My last night in Hangzhou and I will be off the next day for work, can’t say I’m looking forward to that. It has been a wonderful trip and I met quite a few people this time around. As I was walking around in Hangzhou Old Street, I realized that I wanted to treat myself to a nice dinner for once. I still have some cash from my budget, so having a nice dinner shouldn’t be that bad after all, most of my lunches and dinners have been at cheap eateries.
Hangzhou Old Street being a tourist destination, has a boatload of restaurants to choose from. The restaurant road is off to one side of the entire Old Street block. I wasn’t very familiar with Hangzhou cuisine but decided to settle for this place called Old Hangzhou 老杭州. It was still early in the evening so there were hardly any people eating at the place. They gave me a seat on the ground floor but there was heavy smoking from the next table and I couldn’t stand it. I asked to be moved to the second floor which isn’t used yet. The restaurant was a bit run down much like old Chinese restaurants tend to look like after a few years.
Since it was my last night in Hangzhou I decided to order a bit more. The menu showed some Hangzhou specialties and I ordered some of them. The Long Jing Xia Ren 龙井虾仁, is a shrimp dish which Hangzhou is famous for. I asked if there was a half order for this dish and they said yes. The dish was a bit expensive and I was afraid that I won’t be able to finish it. The Long Jing Xia Ren was delightful, the shrimp was nice an crunchy and and it was quite fragrant. I remember my boss berated me for not trying Long Jing Xia Ren during a visit to Shenzhen a few years back, no wonder he liked it so much.
The second dish was another Hangzhou speciality, this was called Dongpo Rou 东坡肉, named after Su Dongpo, the famous poet. Dongpo Rou is a small dish but it packs a lot of sinfulness in this tiny package. It is a large cube of pork belly boiled to a melt in your mouth kind of texture and then cooked in some dark sauce. It was wonderfully soft and tasty, for a while you could just forget the amount of cholesterol you are ingesting.
The last dish was Dry Fried Bean Curd Skin 干炸响铃. This was another Hangzhou speciality and I believed I had this in some other Chinese restaurants in Southeast Asia. The roll of bean curd skin is deep fried to crispy perfection and the feeling of biting into it is indescribable. I believe this was one of the best dinners I’ve had in China in a long, long while. All was well until it was payment time.
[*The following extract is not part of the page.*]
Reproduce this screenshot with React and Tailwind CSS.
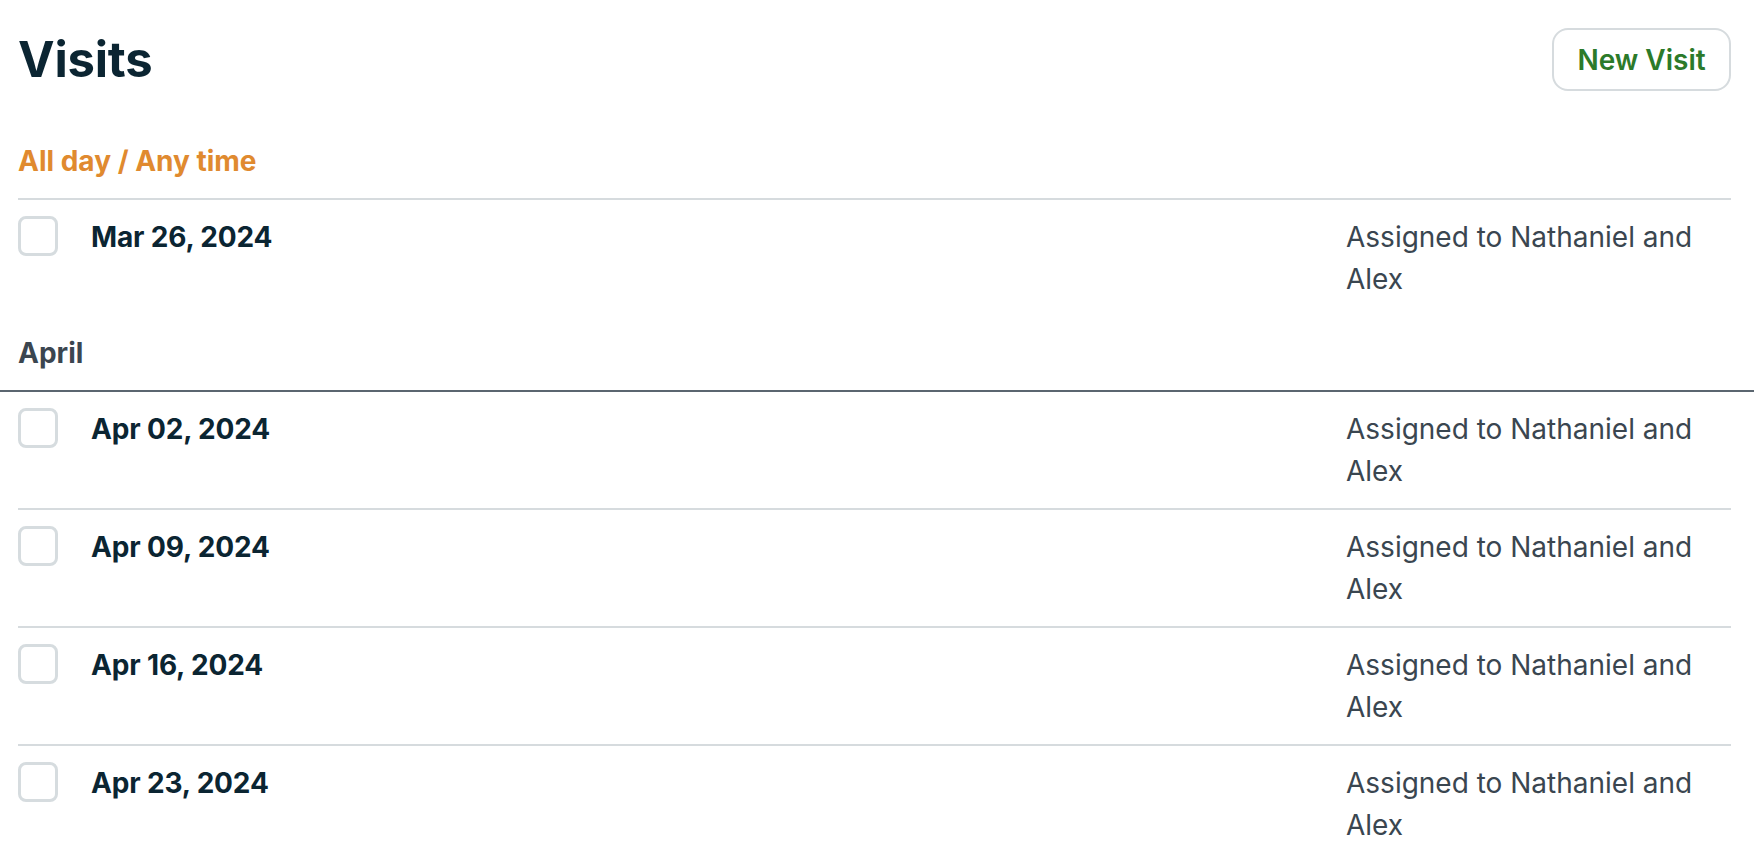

I was suprised to see that they charged me the full amount for the Long Jing Xia Ren when I specifically asked for a half portion. It told the waitress about this and call her manager who said that there is no such thing as a half portion. This pissed me off but I couldn’t really argue much in Chinese so I just sat there trying to figure out what to do. In the end, all that waiting amounted to nothing. There was nothing I could do anyway since this was their territory. I would just get back a them by writing about them. It was too bad though, the food was nice but ther services seems to be lacking a lot.